I will leave it to moral philosophers to debate whether Hertz's new owners "deserved" a $3 billion profit without making any substantial improvements in the operations of what was already a profitable, well-run company. But it's fair to ask why Ford's top executives and directors didn't see the same possibilities as the private equity firms and left what turned out to be $3 billion on the table.
Certainly much of the blame falls to the three investment banks that advised Ford on the deal: J.P. Morgan, Citigroup and Goldman Sachs.

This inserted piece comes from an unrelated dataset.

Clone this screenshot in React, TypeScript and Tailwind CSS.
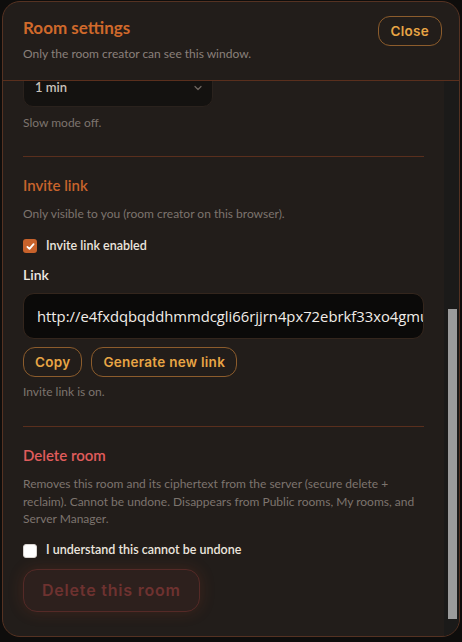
import React from "react";

const btnFont = { fontFamily: 'Inter, sans-serif' };

const Check = ({ on }: { on: boolean }) =>
  on ? (
    <span className="flex h-[14px] w-[14px] items-center justify-center rounded-[3px] bg-[#c8622b]">
      <svg viewBox="0 0 16 16" className="h-[11px] w-[11px]" fill="none" stroke="#fff" strokeWidth="2.6" strokeLinecap="round" strokeLinejoin="round">
        <path d="M3.5 8.5l3 3 6-7" />
      </svg>
    </span>
  ) : (
    <span className="h-[14px] w-[14px] rounded-[3px] border border-[#d8d4d0] bg-white" />
  );

const App = () => {
  const scroller = React.useRef<HTMLDivElement>(null);

  React.useLayoutEffect(() => {
    const el = scroller.current;
    if (el) el.scrollTop = el.scrollHeight;
  }, []);

  return (
    <div className="h-[642px] w-[462px] bg-[#0e0d0c] px-[2px] pt-px" style={{ fontFamily: 'Lato, "Noto Sans", sans-serif' }}>
      <div className="flex h-[636px] flex-col overflow-hidden rounded-[18px] border border-[#553222] bg-[#221d1a]">
        <div className="flex items-start justify-between border-b border-[#5a2f1d] pl-5 pr-[17px] pt-[13px] pb-[17px]">
          <div>
            <h2 className="text-[17px] font-bold leading-[26px] text-[#d0692b]">Room settings</h2>
            <p className="mt-[4px] text-[12px] leading-[18px] text-[#8a807a]">Only the room creator can see this window.</p>
          </div>
          <button className="mt-px h-[30px] rounded-[12px] border border-[#8c5c2c] px-[12px] text-[13.5px] font-semibold tracking-[0.02em] text-[#e8a545]" style={btnFont}>
            Close
          </button>
        </div>

        <div className="flex min-h-0 flex-1">
          <div ref={scroller} className="min-w-0 flex-1 overflow-hidden px-5 pb-[24px]">
            {/* general */}
            <section className="border-b border-[#5a2f1d] pt-[18px] pb-[25px]">
              <h3 className="text-[15px] font-semibold leading-[22px] text-[#c8642c]">Room name</h3>
              <p className="mt-[9px] text-[12px] leading-[18px] text-[#7d746e]">Shown to everyone who joins.</p>
              <div className="mt-[10px] h-[40px] rounded-[10px] border border-[#3a2a20] bg-[#0b0a09] px-[13px] text-[15px] leading-[38px] text-[#f0ebe6]">Night owls</div>
            </section>

            <section className="border-b border-[#5a2f1d] pt-[18px] pb-[25px]">
              <h3 className="text-[15px] font-semibold leading-[22px] text-[#c8642c]">Visibility</h3>
              <p className="mt-[9px] text-[12px] leading-[18px] text-[#7d746e]">Public rooms are listed for everyone.</p>
              <label className="mt-[13px] flex h-[18px] items-center gap-[9px] text-[12.5px] font-semibold text-[#ece5de]">
                <Check on={false} />
                Public room
              </label>
            </section>

            {/* slow mode */}
            <section className="border-b border-[#5a2f1d] pt-[18px] pb-[24px]">
              <h3 className="text-[15px] font-semibold leading-[22px] text-[#c8642c]">Slow mode</h3>
              <p className="mt-[9px] text-[12px] leading-[18px] text-[#7d746e]">Limit how often each member can post.</p>
              <div className="mt-[9px] flex h-[38px] w-[190px] items-center justify-between rounded-[10px] border border-[#2a221d] bg-[#141210] pl-[11px] pr-[8px] text-[13px] font-semibold text-[#c9c1b9]">
                1 min
                <svg viewBox="0 0 16 16" className="h-[12px] w-[12px]" fill="none" stroke="#6f6862" strokeWidth="1.6" strokeLinecap="round" strokeLinejoin="round">
                  <path d="M4 6l4 4 4-4" />
                </svg>
              </div>
              <p className="mt-[7px] text-[12px] leading-[18px] text-[#7d746e]">Slow mode off.</p>
            </section>

            {/* invite link */}
            <section className="border-b border-[#5a2f1d] pt-[17px] pb-[25px]">
              <h3 className="text-[15px] font-semibold leading-[22px] text-[#c8642c]">Invite link</h3>
              <p className="mt-[9px] text-[12px] leading-[18px] text-[#7d746e]">Only visible to you (room creator on this browser).</p>
              <label className="mt-[14px] flex h-[18px] items-center gap-[9px] text-[12.5px] font-semibold text-[#ece5de]">
                <Check on />
                Invite link enabled
              </label>
              <div className="mt-[10px] text-[14px] font-semibold leading-[20px] text-[#efe8e1]">Link</div>
              <div
                className="mt-[8px] h-[46px] overflow-hidden whitespace-nowrap rounded-[11px] border border-[#34261d] bg-[#0b0a09] pl-[13px] pr-[2px] text-[14.8px] leading-[44px] text-[#f2ede8]"
                style={{ fontFamily: '"Open Sans", sans-serif' }}
              >
                http://e4fxdqbqddhmmdcgli66rjjrn4px72ebrkf33xo4gmuxqplaid.onion/#/join/8d2f
              </div>
              <div className="mt-[8px] flex gap-[9px]">
                <button className="h-[30px] rounded-[12px] border border-[#8c5c2c] px-[11px] text-[13.5px] font-semibold tracking-[0.02em] text-[#e8a545]" style={btnFont}>
                  Copy
                </button>
                <button className="h-[30px] rounded-[12px] border border-[#8c5c2c] px-[11px] text-[13.5px] font-semibold tracking-[0.02em] text-[#e8a545]" style={btnFont}>
                  Generate new link
                </button>
              </div>
              <p className="mt-[6px] text-[12px] leading-[18px] text-[#7d746e]">Invite link is on.</p>
            </section>

            {/* delete */}
            <section className="pt-[17px]">
              <h3 className="text-[15px] font-semibold leading-[22px] text-[#e05c5c]">Delete room</h3>
              <p className="mt-[9px] text-[12px] leading-[17.5px] text-[#7d746e]">
                Removes this room and its ciphertext from the server (secure delete + reclaim). Cannot be undone. Disappears from Public rooms, My rooms, and Server Manager.
              </p>
              <label className="mt-[14px] flex h-[18px] items-center gap-[9px] text-[12.5px] font-semibold text-[#ece5de]">
                <Check on={false} />
                I understand this cannot be undone
              </label>
              <button
                className="mt-[9px] h-[43px] rounded-[14px] border border-[#552a27] bg-[#2d201d] px-[18px] text-[16px] font-semibold tracking-[0.05em] text-[#6e3230] shadow-[0_0_16px_rgba(190,70,40,0.18)]"
                style={btnFont}
              >
                Delete this room
              </button>
            </section>
          </div>

          {/* scrollbar */}
          <div className="flex w-[15px] flex-col justify-end bg-[#1b1a19] pb-[17px] pl-[4px] pr-[2px]">
            <div className="h-[310px] bg-[#9b9b9b]" />
          </div>
        </div>
      </div>
    </div>
  );
};

export default App;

They were the ones that told Ford it would get more money from private equity investors than doing its own IPO. And they were the ones that told Ford's then-board of directors -- including former Goldman Sachs president John Thornton and Citigroup vice chairman Robert Rubin -- that the private equity offer was fair and reasonable.
But while Ford may have come out on the short end of the stick on this, as with most of its other Hertz transactions, the investment bankers have once again profited handsomely.
After advising Ford on the sale, for example, Goldman earned another round of fees helping the new owners refinance the company with asset-backed bonds that used the cars as collateral. And now Goldman is set to earn more as one of the three lead underwriters for this week's IPO.
And then there is Merrill Lynch, which not only is one of the three private equity partners but also earned fees arranging for the refinancing and is another lead underwriter in the IPO.
The important lesson here, however, isn't about the cravenness of Wall Street investment bankers, or the shrewdness of private equity firms. Rather, it is a lesson about what happens to companies when they lose their focus and rely on game-playing and financial manipulation. While the Big Three were dickering around buying and selling car rental companies, or getting into and out of the defense business and consumer finance, companies like Toyota and Hyundai and Honda were eating away at their market share by delivering great cars and value to customers. And it is that, more than any other factor, that has brought the Big Three to their current crisis and the car guys to Washington.